She Divines Water
May 24th, 2006
My iPod’s random shuffle has been on a retro-kick these last few days, pulling me decades back into a wave of nostalgia. When’s the last time I listened to INXS, Suzanne Vega, Billy Idol, or Camper Van Beethoven? I really couldn’t say.
One track hit me hard, one the way back from lunch. It was a tumultuous time in my life; filled with uncertainty about the future and my girlfriend at the time, feeling very … lost. It was late at night, perhaps around 2am, and I was alone driving down Lincoln Avenue in Phoenix. There were no other cars on the road, and Camelback Mountain was close enough to block out much of the light of the city, although I could barely see the stars through the tears that began jumping involuntarily from by eyes.
_ How can I believe that everything in this world is going to be fine?
How can I believe that everything in this world has its place and time?
When I lay down to sleep, I feel the world spin
Slightly off axis, it’s shaped like a fig
And when I lie next to you, I shiver and shake
You tell me you love me, I dream I’m awake
How can I believe that everything in this world is going to be fine?
And how can I believe that everything in this world has its place and time?

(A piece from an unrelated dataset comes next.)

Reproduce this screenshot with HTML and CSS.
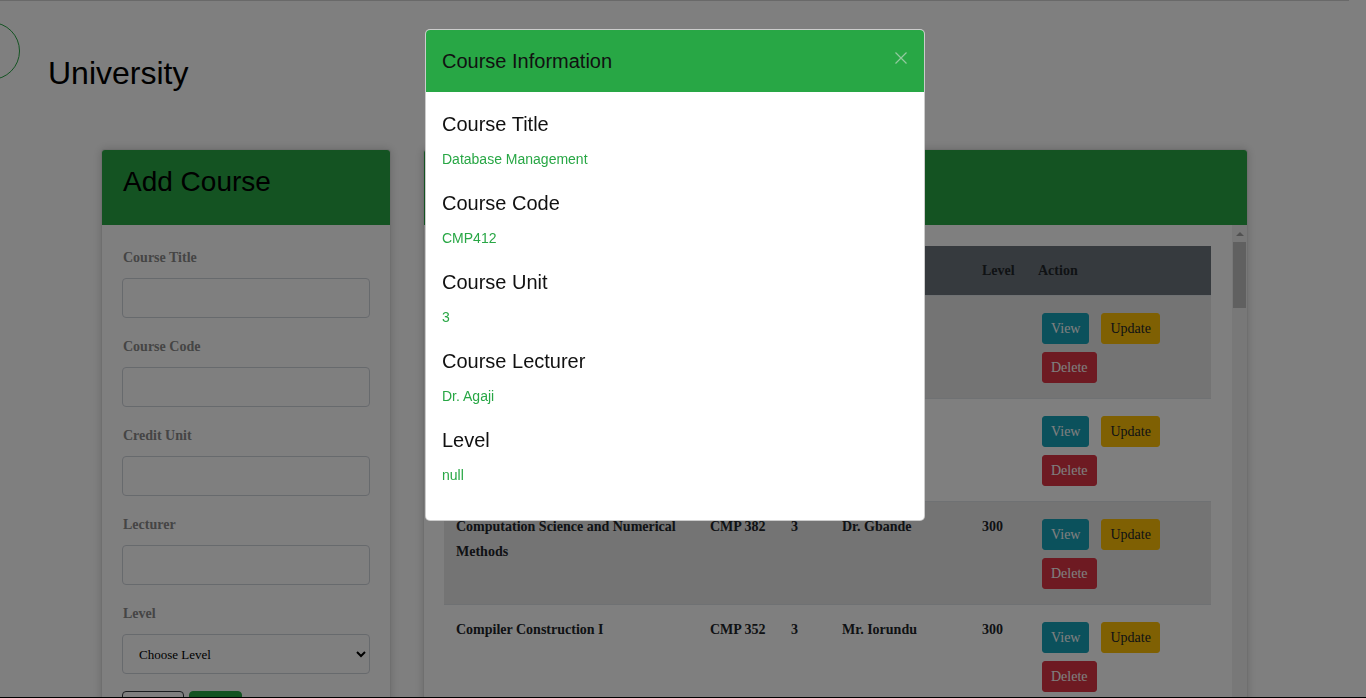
FILE: index.html
```html
<!DOCTYPE html>
<html lang="en">
<head>
<meta charset="utf-8">
<title>University - Courses</title>
<link rel="stylesheet" href="styles.css">
</head>
<body>
<header class="topbar">
  <div class="logo"></div>
  <h1 class="brand">University</h1>
</header>

<main class="layout">
  <section class="card">
    <div class="card-head"><h2>Add Course</h2></div>
    <form class="form-body">
      <label class="lbl">Course Title</label>
      <input class="field" type="text">
      <label class="lbl">Course Code</label>
      <input class="field" type="text">
      <label class="lbl">Credit Unit</label>
      <input class="field" type="text">
      <label class="lbl">Lecturer</label>
      <input class="field" type="text">
      <label class="lbl">Level</label>
      <select class="field select">
        <option>Choose Level</option>
        <option>100</option>
        <option>200</option>
        <option>300</option>
        <option>400</option>
      </select>
      <div class="form-actions">
        <button type="button" class="btn btn-outline">Reset</button>
        <button type="button" class="btn btn-add">Add</button>
      </div>
    </form>
  </section>

  <section class="card">
    <div class="card-head"><h2>Course List</h2></div>
    <div class="list-body">
      <div class="table-area">
        <table class="courses">
          <colgroup>
            <col class="c-title"><col class="c-code"><col class="c-unit"><col class="c-lect"><col class="c-level"><col class="c-act">
          </colgroup>
          <thead>
            <tr><th>Course Title</th><th>Code</th><th>Unit</th><th>Lecturer</th><th>Level</th><th>Action</th></tr>
          </thead>
          <tbody>
            <tr><td>Database Management</td><td>CMP 412</td><td>3</td><td>Dr. Agaji</td><td></td><td><div class="acts"><button class="sm view">View</button><button class="sm upd">Update</button><button class="sm del">Delete</button></div></td></tr>
            <tr><td>Software Engineering</td><td>CMP 416</td><td>3</td><td>Dr. Ogala</td><td></td><td><div class="acts"><button class="sm view">View</button><button class="sm upd">Update</button><button class="sm del">Delete</button></div></td></tr>
            <tr><td>Computation Science and Numerical Methods</td><td>CMP 382</td><td>3</td><td>Dr. Gbande</td><td>300</td><td><div class="acts"><button class="sm view">View</button><button class="sm upd">Update</button><button class="sm del">Delete</button></div></td></tr>
            <tr><td>Compiler Construction I</td><td>CMP 352</td><td>3</td><td>Mr. Iorundu</td><td>300</td><td><div class="acts"><button class="sm view">View</button><button class="sm upd">Update</button><button class="sm del">Delete</button></div></td></tr>
          </tbody>
        </table>
      </div>
      <div class="scrollbar" aria-hidden="true">
        <div class="sb-arrow"><span class="sb-tri"></span></div>
        <div class="sb-thumb"></div>
      </div>
    </div>
  </section>
</main>

<div class="backdrop"></div>
<div class="modal">
  <div class="modal-dialog">
    <div class="modal-content">
      <div class="modal-head">
        <h5 class="modal-title">Course Information</h5>
        <button class="close" type="button" aria-label="Close">
          <svg width="12" height="12" viewBox="0 0 12 12"><path d="M0.5 0.5 L11.5 11.5 M11.5 0.5 L0.5 11.5" stroke="currentColor" stroke-width="1.2" fill="none"/></svg>
        </button>
      </div>
      <div class="modal-body">
        <h5 class="info-label">Course Title</h5>
        <p class="info-value">Database Management</p>
        <h5 class="info-label">Course Code</h5>
        <p class="info-value">CMP412</p>
        <h5 class="info-label">Course Unit</h5>
        <p class="info-value">3</p>
        <h5 class="info-label">Course Lecturer</h5>
        <p class="info-value">Dr. Agaji</p>
        <h5 class="info-label">Level</h5>
        <p class="info-value">null</p>
      </div>
    </div>
  </div>
</div>
<div class="window-edge"></div>
</body>
</html>
```

FILE: styles.css
```css
* { box-sizing: border-box; }

html, body { height: 100%; }

body {
  margin: 0;
  padding-right: 17px;
  font-family: "Liberation Serif", "Times New Roman", serif;
  color: #212529;
  background: #fff;
  overflow: hidden;
}

/* ---------- top bar ---------- */
.topbar {
  display: flex;
  align-items: flex-start;
  height: 120px;
  border-top: 1px solid #d2d2d2;
}
.logo {
  flex: none;
  width: 58px;
  height: 58px;
  border: 1px solid #28a745;
  border-radius: 50%;
  margin: 21px 0 0 -38px;
}
.brand {
  margin: 53px 0 0 28px;
  font: 400 32px/38px "Liberation Sans", Arial, sans-serif;
  color: #000;
}

/* ---------- layout ---------- */
.layout {
  width: 1147px;
  margin: 29px auto 0;
  display: grid;
  grid-template-columns: 290px 825px;
  gap: 32px;
  align-items: start;
}

.card {
  background: #fff;
  border: 1px solid rgba(0,0,0,.125);
  border-radius: 4px;
  box-shadow: 0 0 10px rgba(0,0,0,.18);
  overflow: hidden;
}
.card-head {
  background: #28a745;
  padding: 15px 21px 26px;
}
.card-head h2 {
  margin: 0;
  font: 400 28px/34px "Liberation Sans", Arial, sans-serif;
  color: #000;
}

/* ---------- form ---------- */
.form-body {
  padding: 22px 20px 20px;
}
.lbl {
  display: block;
  font-weight: 700;
  font-size: 14px;
  line-height: 21px;
  color: #8a8a8a;
  margin-bottom: 10px;
  padding-left: 1px;
}
.field {
  display: block;
  width: 100%;
  height: 40px;
  margin: 0 0 18px;
  border: 1px solid #ced4da;
  border-radius: 4px;
  background: #fff;
  padding: 0 12px;
}
.select {
  font: 13px "Liberation Serif", "Times New Roman", serif;
  color: #000;
  margin-bottom: 17px;
}
.form-actions {
  display: flex;
  gap: 5px;
}
.btn {
  font: 16px/24px "Liberation Serif", "Times New Roman", serif;
  padding: 6px 12px;
  border: 1px solid transparent;
  border-radius: 4px;
}
.btn-outline {
  background: transparent;
  border-color: #343a40;
  color: #343a40;
}
.btn-add {
  background: #28a745;
  border-color: #28a745;
  color: #fff;
}

/* ---------- course list ---------- */
.list-body {
  display: flex;
  height: 480px;
  overflow: hidden;
}
.table-area {
  flex: 1;
  min-width: 0;
  padding: 21px 21px 20px 20px;
}
.scrollbar {
  flex: none;
  width: 15px;
  background: #f1f1f1;
  display: flex;
  flex-direction: column;
}
.sb-arrow {
  height: 17px;
  display: flex;
  justify-content: center;
  padding-top: 7px;
}
.sb-tri {
  width: 0;
  height: 0;
  border-left: 4px solid transparent;
  border-right: 4px solid transparent;
  border-bottom: 4px solid #a3a3a3;
}
.sb-thumb {
  height: 66px;
  margin: 0 1px;
  background: #c1c1c1;
}

.courses {
  width: 100%;
  border-collapse: collapse;
  table-layout: fixed;
  font-size: 14px;
  font-weight: 700;
  line-height: 25px;
}
.c-title { width: 254px; }
.c-code { width: 81px; }
.c-unit { width: 51px; }
.c-lect { width: 140px; }
.c-level { width: 57px; }
.c-act { width: 184px; }

.courses th {
  background: #6c757d;
  color: #212529;
  text-align: left;
  padding: 12px;
}
.courses th:last-child { padding-left: 11px; }
.courses td {
  padding: 12px;
  vertical-align: top;
  border-top: 1px solid #dee2e6;
  color: #212529;
}
.courses tbody tr:nth-child(odd) { background: #e8e8e8; }

.acts {
  display: flex;
  flex-wrap: wrap;
  column-gap: 12px;
  row-gap: 8px;
  padding: 5px 0 3px 3px;
}
.sm {
  font: 400 14px/21px "Liberation Serif", "Times New Roman", serif;
  padding: 4px 8px;
  border: 1px solid transparent;
  border-radius: 3px;
}
.view { background: #17a2b8; border-color: #17a2b8; color: #fff; }
.upd { background: #ffc107; border-color: #ffc107; color: #212529; }
.del { background: #dc3545; border-color: #dc3545; color: #fff; }

/* ---------- modal ---------- */
.backdrop {
  position: fixed;
  inset: 0;
  background: rgba(0,0,0,.5);
}
.modal {
  position: fixed;
  inset: 0;
  padding-right: 16px;
}
.modal-dialog {
  width: 500px;
  margin: 29px auto 0;
}
.modal-content {
  background: #fff;
  border: 1px solid rgba(0,0,0,.2);
  border-radius: 5px;
  overflow: hidden;
  font-family: "Liberation Sans", Arial, sans-serif;
}
.modal-head {
  display: flex;
  align-items: center;
  justify-content: space-between;
  background: #28a745;
  padding: 16px;
}
.modal-title {
  margin: 0;
  font-size: 20px;
  line-height: 30px;
  font-weight: 400;
  color: #111;
}
.close {
  display: flex;
  padding: 0;
  border: 0;
  background: none;
  color: #93c9a0;
  margin: 0 1px 6px 0;
}
.modal-body {
  padding: 17px 16px 16px;
}
.info-label {
  margin: 0 0 10px;
  font-size: 20px;
  line-height: 30px;
  font-weight: 400;
  color: #111;
}
.info-value {
  margin: 0 0 18px;
  font-size: 14px;
  line-height: 21px;
  color: #28a745;
}

.window-edge {
  position: fixed;
  left: 0;
  right: 0;
  bottom: 0;
  height: 1px;
  background: #000;
}
```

‘Cause when I lay down to sleep, I have the same dream
Of a world-famous actress in a pink limousine
And she flies through the sky in that pink Cadillac
While the boys of the Press, we drink vodka in back
And she tells us our fortune by crumbling leaves
And she teaches us card tricks, the Jack makes us weak
She divines water by dancing a jig for the boys of the Press
She will whistle a pitch –
_
It touched me then, adding a compassionate but unpredictable thrust to my tailspin. But somewhere between there and here, I evolved. I can still summon that old me – and sometimes it’s summoned for me – and I love that I still have that part of myself. It humbles me. It gives me hope that I’ll some day be double this growth, that I’ll be one more story up on the helix of personal evolution, and I can look down the spiral and say “without those levels below me, I couldn’t be who I am today,” and then, glancing up, “and that is where I’m going. And I will get there.”